Wales bertumpu pada build-up yang efektif. Sepanjang babak kualifikasi, mereka terhitung sebagai tim yang minim melakukan serangan. Namun, sekalinya menyerang, mereka langsung mendapatkan peluang.

Dari babak kualifikasi pula, tampak bagaimana Wales menjadikan Bale dan Daniel James sebagai pusat serangan Wales. Hal tersebut membuat serangan Wales dari tepi selama kualifikasi mencapai 77,3%.

Pemilihan sayap menjadi kunci serangan juga masuk akal mengingat Wales memiliki Kieffer Moore di lini depan. Penyerang Cardiff City ini punya tinggi 196 cm dan berhasil mencetak 5 gol lewat sundulan di Divisi Championship musim lalu.

Ketika bertahan, Wales menekankan pada rapatnya jarak antarpemain. Kerapatan ini pada akhirnya memaksa lawan mengarahkan serangan via sayap yang diakhiri lewat umpan silang. Jika sudah demikian, peluang Wales untuk menghentikannya semakin besar karena punya deretan pemain belakang dengan tinggi proporsional.

Gaya di atas terlihat pada laga perdana mereka di Euro 2020 saat menghadapi Swiss. Di laga tersebut, 4 dari 6 umpan kunci yang dilepaskan dari sayap. Satu gol yang dicetak oleh Moore juga terjadi dari sayap.

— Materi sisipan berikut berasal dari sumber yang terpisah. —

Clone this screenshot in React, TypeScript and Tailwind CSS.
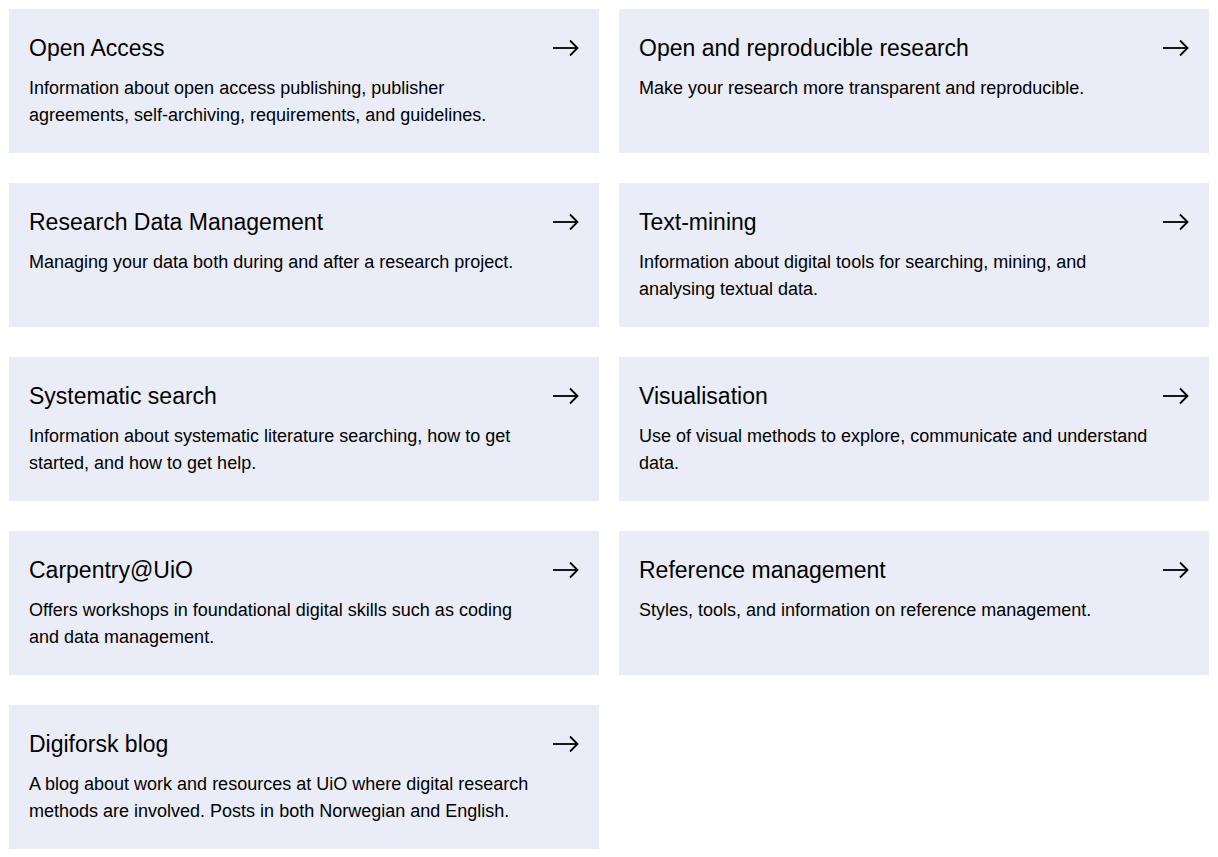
import React from 'react';

interface Item {
  title: string;
  text: string;
}

const items: Item[] = [
  {
    title: 'Open Access',
    text: 'Information about open access publishing, publisher agreements, self-archiving, requirements, and guidelines.',
  },
  {
    title: 'Open and reproducible research',
    text: 'Make your research more transparent and reproducible.',
  },
  {
    title: 'Research Data Management',
    text: 'Managing your data both during and after a research project.',
  },
  {
    title: 'Text-mining',
    text: 'Information about digital tools for searching, mining, and analysing textual data.',
  },
  {
    title: 'Systematic search',
    text: 'Information about systematic literature searching, how to get started, and how to get help.',
  },
  {
    title: 'Visualisation',
    text: 'Use of visual methods to explore, communicate and understand data.',
  },
  {
    title: 'Carpentry@UiO',
    text: 'Offers workshops in foundational digital skills such as coding and data management.',
  },
  {
    title: 'Reference management',
    text: 'Styles, tools, and information on reference management.',
  },
  {
    title: 'Digiforsk blog',
    text: 'A blog about work and resources at UiO where digital research methods are involved. Posts in both Norwegian and English.',
  },
];

const Arrow = () => (
  <svg width="26" height="18" viewBox="0 0 26 18" fill="none" stroke="#000" strokeWidth="1.8">
    <path d="M0 9h24.5" />
    <path d="M17 1.5l7.5 7.5-7.5 7.5" />
  </svg>
);

const Card = ({ title, text }: Item) => (
  <a href="#" className="flex bg-[#eaedf8] px-5 py-6 text-black">
    <div className="flex-1 min-w-0">
      <h2 className="text-[23px] leading-[30px] mb-3">{title}</h2>
      <p className="text-[18px] leading-[27px]">{text}</p>
    </div>
    <div className="shrink-0 w-[26px] ml-3 h-[30px] flex items-center">
      <Arrow />
    </div>
  </a>
);

export default function App() {
  return (
    <div className="bg-white min-h-screen p-[9px] font-['Liberation_Sans',Arial,sans-serif]">
      <div className="grid grid-cols-[590px_590px] gap-x-5 gap-y-[30px]">
        {items.map((item) => (
          <Card key={item.title} {...item} />
        ))}
      </div>
    </div>
  );
}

Cara Wales bertahan juga tidak jauh berubah. Mereka membuat Swiss sulit menekan dari tengah hingga kemudian satu-satunya pilihan adalah menyerang lewat sayap. Jika ditotal, Swiss menciptakan 25 umpan silang hari itu.

Dalam pertandingan kedua, melawan Turki, Wales bermain dengan gaya serangan serupa. Bedanya, cara tersebut berhasil diantisipasi Turki. Nah, jika sudah demikian, satu-satunya cara yang dapat mereka lakukan adalah bertumpu pada Bale.

Satu yang tidak bisa diantisipasi oleh Turki dari Wales adalah rapatnya pertahanan. Seperti Swiss, Turki amat kesulitan menembus pertahanan mereka dan lagi-lagi, umpan silang jadi pilihan anak asuh Senol Gunes melancarkan serangan.

Nah, lambatnya build-up tidak tampak saat Wales bersua Italia. Di laga tersebut, Wales berusaha secepat mungkin mengarahkan bola ke sepertiga akhir pertahanan Italia. Hasilnya, dari 13 umpan yang dilepaskan, hanya ada 5 yang berujung peluang.

Pada laga ini, pertahanan Wales kembali menjadi kunci. Namun demikian, tampak sedikit lubang dari pertahanan Wales yang bisa dimanfaatkan lawan. Masalah itu bisa terjadi karena lambatnya pemain belakang dalam mengantisipasi pergerakan lawan.

***

Dari tiga pertandingan tampak bagaimana disiplin pemain Wales saat bertahan menjadi kunci mereka membuat lawan kesulitan. Pendekatan ini tidak jauh berbeda dengan apa yang mereka lakukan saat tampil mengejutkan di Euro 2016 lalu.

Satu hal yang harus jadi perhatian Wales kini adalah menambah cara menembus pertahanan lawan. Hanya mengandalkan umpan silang dan kreativitas Bale seorang sudah seharusnya membuat mereka belajar.